Frodo suggests that he could have destroyed the Ring previously had Gandalf told him to do so. When Gandalf tells him to try now, Frodo finds that he is unable even to toss it back into the fire, where it previously did no damage. Likewise, Gandalf could not force Frodo to do so without breaking his mind (as happened with Gollum), and the Ring is strong enough to resist destruction by hammer or any fire less than that of a dragon. And since there are no dragons left in Middle-Earth to do the job, the Ring can only be destroyed in the very fires that created it.
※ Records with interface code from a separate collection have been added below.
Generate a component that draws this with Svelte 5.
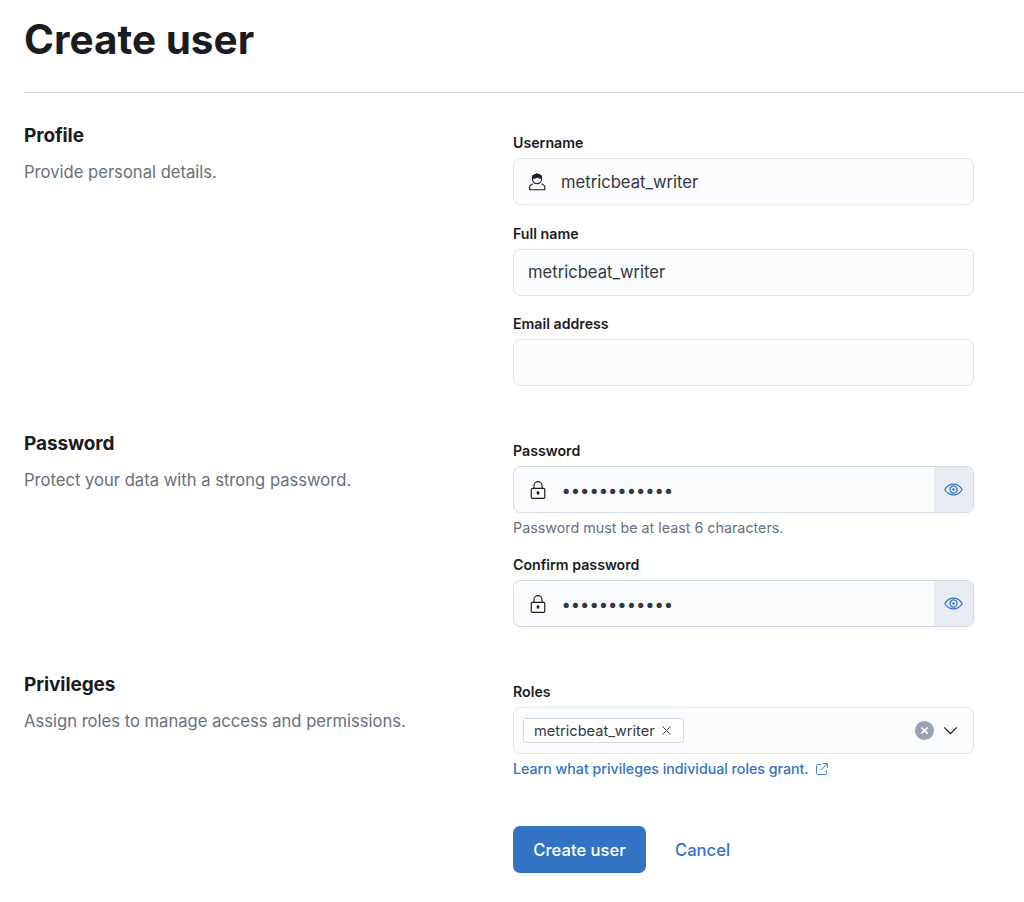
<script lang="ts">
	let username = 'metricbeat_writer'
	let fullName = 'metricbeat_writer'
	let email = ''
	let password = 'secret-passw'
	let confirm = 'secret-passw'
</script>

<div class="page">
	<h1>Create user</h1>
	<hr />

	<section class="profile">
		<div class="intro">
			<h2>Profile</h2>
			<p>Provide personal details.</p>
		</div>
		<div class="fields">
			<div class="row">
				<label for="username">Username</label>
				<div class="control">
					<svg class="icon" viewBox="0 0 16 16" fill="none" stroke="#1a1c21" stroke-width="1">
						<path d="M3.9 5.2C3.9 2.7 5.7.9 8 .9s4.1 1.8 4.1 4.3-1.8 4.4-4.1 4.4-4.1-1.9-4.1-4.4z" />
						<path d="M4 4.6C5.6 4.7 7.4 4.3 8.4 3.4c.8.8 2 1.2 3.6 1.2L11.6 2.4 8 1 4.4 2.4z" fill="#1a1c21" />
						<path d="M4.4 9.6 2.2 11c-.4.3-.7.7-.7 1.2v2.7h13.4v-2.7c0-.5-.3-.9-.7-1.2l-2.2-1.4" />
					</svg>
					<input id="username" bind:value={username} />
				</div>
			</div>
			<div class="row">
				<label for="fullname">Full name</label>
				<div class="control">
					<input id="fullname" bind:value={fullName} />
				</div>
			</div>
			<div class="row">
				<label for="email">Email address</label>
				<div class="control">
					<input id="email" bind:value={email} />
				</div>
			</div>
		</div>
	</section>

	<section class="password">
		<div class="intro">
			<h2>Password</h2>
			<p>Protect your data with a strong password.</p>
		</div>
		<div class="fields">
			<div class="row">
				<label for="password">Password</label>
				<div class="control pw">
					<svg class="icon" viewBox="0 0 16 16" fill="none" stroke="#1a1c21" stroke-width="1.05">
						<rect x="2.9" y="6.5" width="12" height="8.9" rx="1" />
						<path d="M5.3 6.5V4.2C5.3 2.2 6.9.6 8.9.6s3.6 1.6 3.6 3.6v2.3" />
						<circle cx="8.9" cy="10.4" r="1.3" fill="#1a1c21" stroke="none" />
						<path d="M8.9 10.4v2" />
					</svg>
					<input id="password" type="password" bind:value={password} />
					<span class="reveal">
						<svg viewBox="0 0 16 16" fill="none" stroke="#3273c4" stroke-width="1.05">
							<path d="M.7 8C2.4 5.1 5 3.4 8 3.4s5.6 1.7 7.3 4.6c-1.7 2.9-4.3 4.6-7.3 4.6S2.4 10.9.7 8z" />
							<circle cx="8" cy="8" r="3" />
							<circle cx="8" cy="8" r="1" fill="#3273c4" stroke="none" />
						</svg>
					</span>
				</div>
				<div class="help">Password must be at least 6 characters.</div>
			</div>
			<div class="row">
				<label for="confirm">Confirm password</label>
				<div class="control pw">
					<svg class="icon" viewBox="0 0 16 16" fill="none" stroke="#1a1c21" stroke-width="1.05">
						<rect x="2.9" y="6.5" width="12" height="8.9" rx="1" />
						<path d="M5.3 6.5V4.2C5.3 2.2 6.9.6 8.9.6s3.6 1.6 3.6 3.6v2.3" />
						<circle cx="8.9" cy="10.4" r="1.3" fill="#1a1c21" stroke="none" />
						<path d="M8.9 10.4v2" />
					</svg>
					<input id="confirm" type="password" bind:value={confirm} />
					<span class="reveal">
						<svg viewBox="0 0 16 16" fill="none" stroke="#3273c4" stroke-width="1.05">
							<path d="M.7 8C2.4 5.1 5 3.4 8 3.4s5.6 1.7 7.3 4.6c-1.7 2.9-4.3 4.6-7.3 4.6S2.4 10.9.7 8z" />
							<circle cx="8" cy="8" r="3" />
							<circle cx="8" cy="8" r="1" fill="#3273c4" stroke="none" />
						</svg>
					</span>
				</div>
			</div>
		</div>
	</section>

	<section class="privileges">
		<div class="intro">
			<h2>Privileges</h2>
			<p>Assign roles to manage access and permissions.</p>
		</div>
		<div class="fields">
			<div class="row">
				<span class="label">Roles</span>
				<div class="control combo">
					<span class="chip">
						metricbeat_writer
						<svg viewBox="0 0 12 12" fill="none" stroke="#343741" stroke-width="1">
							<path d="M1.5 1.5l9 9M10.5 1.5l-9 9" />
						</svg>
					</span>
					<span class="clear">
						<svg viewBox="0 0 10 10" fill="none" stroke="#fff" stroke-width="1.7">
							<path d="M1.5 1.5l7 7M8.5 1.5l-7 7" />
						</svg>
					</span>
					<svg class="chevron" viewBox="0 0 16 10" fill="none" stroke="#1a1c21" stroke-width="1.4">
						<path d="M1 1.5l7 7 7-7" />
					</svg>
				</div>
				<a class="learn" href="#roles">
					Learn what privileges individual roles grant.
					<svg viewBox="0 0 12 12" fill="none" stroke="#3273c4" stroke-width="0.9">
						<path d="M5 1.5H1.5a1 1 0 0 0-1 1v8a1 1 0 0 0 1 1h8a1 1 0 0 0 1-1V7" />
						<path d="M7 .6h4.4V5M11.2.8 5.2 6.8" />
					</svg>
				</a>
			</div>
			<div class="actions">
				<button>Create user</button>
				<a class="cancel" href="#cancel">Cancel</a>
			</div>
		</div>
	</section>
</div>

<style>
	:global(body) {
		background: #fff;
		font-family: Inter, 'Noto Sans', sans-serif;
		color: #1a1c21;
	}
	.page {
		padding: 15px 0 0 24px;
		box-sizing: border-box;
		height: 902px;
		overflow: hidden;
	}
	h1 {
		margin: 0;
		font-size: 40.5px;
		line-height: 50px;
		font-weight: 700;
	}
	hr {
		margin: 27px 0 0;
		border: 0;
		height: 1px;
		background: #d9dcea;
	}
	section {
		display: flex;
	}
	.profile {
		margin-top: 30px;
	}
	.password {
		margin-top: 45px;
	}
	.privileges {
		margin-top: 45px;
	}
	.intro {
		width: 489px;
		flex: none;
	}
	h2 {
		margin: 0;
		font-size: 19px;
		line-height: 25px;
		font-weight: 700;
		letter-spacing: -0.1px;
	}
	p {
		margin: 13px 0 0;
		font-size: 16.6px;
		line-height: 22px;
		color: #69707d;
	}
	.fields {
		width: 461px;
		padding-top: 10px;
	}
	.row + .row {
		margin-top: 18.5px;
	}
	label,
	.label {
		display: block;
		font-size: 14.2px;
		line-height: 19px;
		font-weight: 600;
		margin-bottom: 6px;
	}
	.control {
		display: flex;
		align-items: center;
		height: 47px;
		box-sizing: border-box;
		background: #fbfcfd;
		border: 1px solid #e2e5ef;
		border-radius: 7px;
		padding-left: 14px;
		overflow: hidden;
	}
	.icon {
		width: 18px;
		height: 18px;
		flex: none;
		margin-right: 15px;
	}
	input {
		flex: 1;
		min-width: 0;
		border: 0;
		outline: 0;
		padding: 0;
		background: transparent;
		font: 400 16.6px Inter, 'Noto Sans', sans-serif;
		color: #343741;
	}
	input[type='password'] {
		font-weight: 600;
		letter-spacing: 0.95px;
		margin-left: 1px;
	}
	.pw {
		border-color: #d3dae6;
	}
	.reveal {
		flex: none;
		align-self: stretch;
		width: 39px;
		display: flex;
		align-items: center;
		justify-content: center;
		background: #e9edf3;
	}
	.reveal svg {
		width: 19px;
		height: 19px;
	}
	.help {
		margin-top: 6px;
		font-size: 14.3px;
		line-height: 17.5px;
		color: #69707d;
	}
	.combo {
		padding-left: 9px;
	}
	.chip {
		display: flex;
		align-items: center;
		gap: 6px;
		height: 25px;
		box-sizing: border-box;
		padding: 0 11px 0 10px;
		font-size: 14.6px;
		color: #343741;
		background: #fff;
		border: 1px solid #d3dae6;
		border-radius: 3px;
	}
	.chip svg {
		width: 11px;
		height: 11px;
	}
	.clear {
		margin-left: auto;
		width: 19px;
		height: 19px;
		border-radius: 50%;
		background: #98a2b3;
		display: flex;
		align-items: center;
		justify-content: center;
	}
	.clear svg {
		width: 9px;
		height: 9px;
	}
	.chevron {
		width: 15px;
		height: 9px;
		margin: 0 15px 0 9px;
	}
	.learn {
		display: flex;
		align-items: center;
		gap: 7px;
		margin-top: 5px;
		font-size: 14.2px;
		line-height: 19px;
		font-weight: 500;
		color: #3273c4;
		text-decoration: none;
	}
	.learn svg {
		width: 12px;
		height: 12px;
	}
	.actions {
		display: flex;
		align-items: center;
		margin-top: 48px;
	}
	button {
		width: 133px;
		height: 47px;
		border: 0;
		border-radius: 7px;
		background: #3273c4;
		color: #fff;
		font: 500 16.6px Inter, 'Noto Sans', sans-serif;
	}
	.cancel {
		margin-left: 29px;
		font-size: 16.6px;
		font-weight: 500;
		color: #3273c4;
		text-decoration: none;
	}
</style>
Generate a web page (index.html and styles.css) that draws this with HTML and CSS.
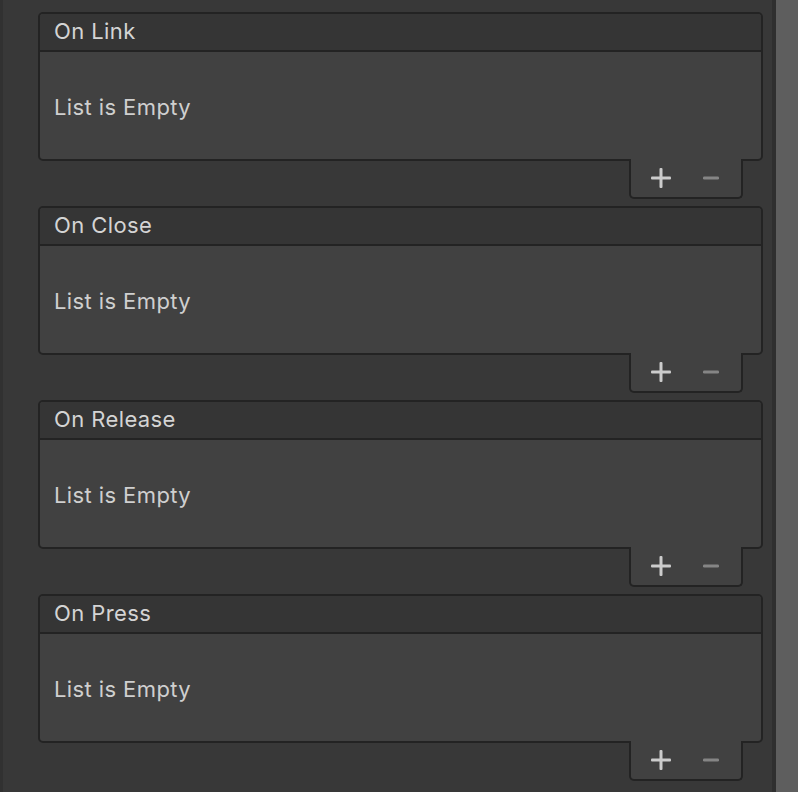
FILE: index.html
```html
<!DOCTYPE html>
<html>
<head>
<meta charset="utf-8">
<link rel="stylesheet" href="styles.css">
</head>
<body>
<div class="page">
  <div class="edge"></div>
  <div class="content">
    <section class="event">
      <div class="box">
        <div class="box-header">On Link</div>
        <div class="box-body">List is Empty</div>
      </div>
      <div class="footer">
        <span class="btn"><svg width="20" height="20" viewBox="0 0 20 20"><rect x="8.5" y="0" width="3" height="20" rx="1" fill="#cccccc"/><rect x="0" y="8.5" width="20" height="3" rx="1" fill="#cccccc"/></svg></span>
        <span class="btn"><svg width="16" height="4" viewBox="0 0 16 4"><rect x="0" y="0.5" width="16" height="3" rx="1.2" fill="#858585"/></svg></span>
      </div>
    </section>
    <section class="event">
      <div class="box">
        <div class="box-header">On Close</div>
        <div class="box-body">List is Empty</div>
      </div>
      <div class="footer">
        <span class="btn"><svg width="20" height="20" viewBox="0 0 20 20"><rect x="8.5" y="0" width="3" height="20" rx="1" fill="#cccccc"/><rect x="0" y="8.5" width="20" height="3" rx="1" fill="#cccccc"/></svg></span>
        <span class="btn"><svg width="16" height="4" viewBox="0 0 16 4"><rect x="0" y="0.5" width="16" height="3" rx="1.2" fill="#858585"/></svg></span>
      </div>
    </section>
    <section class="event">
      <div class="box">
        <div class="box-header">On Release</div>
        <div class="box-body">List is Empty</div>
      </div>
      <div class="footer">
        <span class="btn"><svg width="20" height="20" viewBox="0 0 20 20"><rect x="8.5" y="0" width="3" height="20" rx="1" fill="#cccccc"/><rect x="0" y="8.5" width="20" height="3" rx="1" fill="#cccccc"/></svg></span>
        <span class="btn"><svg width="16" height="4" viewBox="0 0 16 4"><rect x="0" y="0.5" width="16" height="3" rx="1.2" fill="#858585"/></svg></span>
      </div>
    </section>
    <section class="event">
      <div class="box">
        <div class="box-header">On Press</div>
        <div class="box-body">List is Empty</div>
      </div>
      <div class="footer">
        <span class="btn"><svg width="20" height="20" viewBox="0 0 20 20"><rect x="8.5" y="0" width="3" height="20" rx="1" fill="#cccccc"/><rect x="0" y="8.5" width="20" height="3" rx="1" fill="#cccccc"/></svg></span>
        <span class="btn"><svg width="16" height="4" viewBox="0 0 16 4"><rect x="0" y="0.5" width="16" height="3" rx="1.2" fill="#858585"/></svg></span>
      </div>
    </section>
  </div>
  <div class="gutter"></div>
  <div class="scrollbar"></div>
</div>
</body>
</html>
```
FILE: styles.css
```css
* { box-sizing: border-box; }
html, body { margin: 0; padding: 0; height: 100%; }
body {
  background: #383838;
  font-family: Inter, "Noto Sans", sans-serif;
  color: #d2d2d2;
  overflow: hidden;
}
.page {
  display: flex;
  height: 792px;
  width: 798px;
}
.edge {
  width: 3px;
  background: #313131;
}
.content {
  flex: 1;
  padding: 12px 9px 0 35px;
  display: flex;
  flex-direction: column;
  gap: 7px;
}
.gutter {
  width: 4px;
  background: #2f2f2f;
}
.scrollbar {
  width: 22px;
  background: #5e5e5e;
}
.event {
  display: flex;
  flex-direction: column;
}
.box {
  border: 2px solid #232323;
  border-radius: 5px;
  background: #414141;
  overflow: hidden;
}
.box-header {
  height: 38px;
  background: #353535;
  border-bottom: 2px solid #232323;
  padding-left: 14px;
  font-size: 22px;
  letter-spacing: 0.4px;
  line-height: 35px;
  color: #d4d4d4;
}
.box-body {
  height: 107px;
  display: flex;
  align-items: center;
  padding: 3px 0 0 14px;
  font-size: 22px;
  letter-spacing: 0.4px;
  color: #cfcfcf;
}
.footer {
  align-self: flex-end;
  margin-right: 20px;
  margin-top: -2px;
  width: 114px;
  height: 40px;
  background: #414141;
  border: 2px solid #232323;
  border-top: none;
  border-radius: 0 0 5px 5px;
  display: flex;
  padding: 0 5px;
  position: relative;
}
.btn {
  width: 50px;
  display: flex;
  align-items: center;
  justify-content: center;
}
```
While Gandalf is willing to help Frodo bear the burden of the Ring, he once more resists the offer to take it, his fears of how much power the Ring would gain being made plain for Frodo and reader alike. It sounds like overkill, perhaps, but I truly think Tolkien can never stress enough just how powerful the Ring is, especially in relation to the characters we come to know.
Frodo’s wanderlust to follow Bilbo is boosted by his willingness to protect the Shire by going into exile with the Ring. Outside the Shire, he will be known as “Mr. Underhill.” Thanks to Samwise’s eavesdropping outside, he’s recruited as Frodo’s willing travelling companion. There’s nothing quite like a bit of humor to take the edge off an entire chapter of bad news.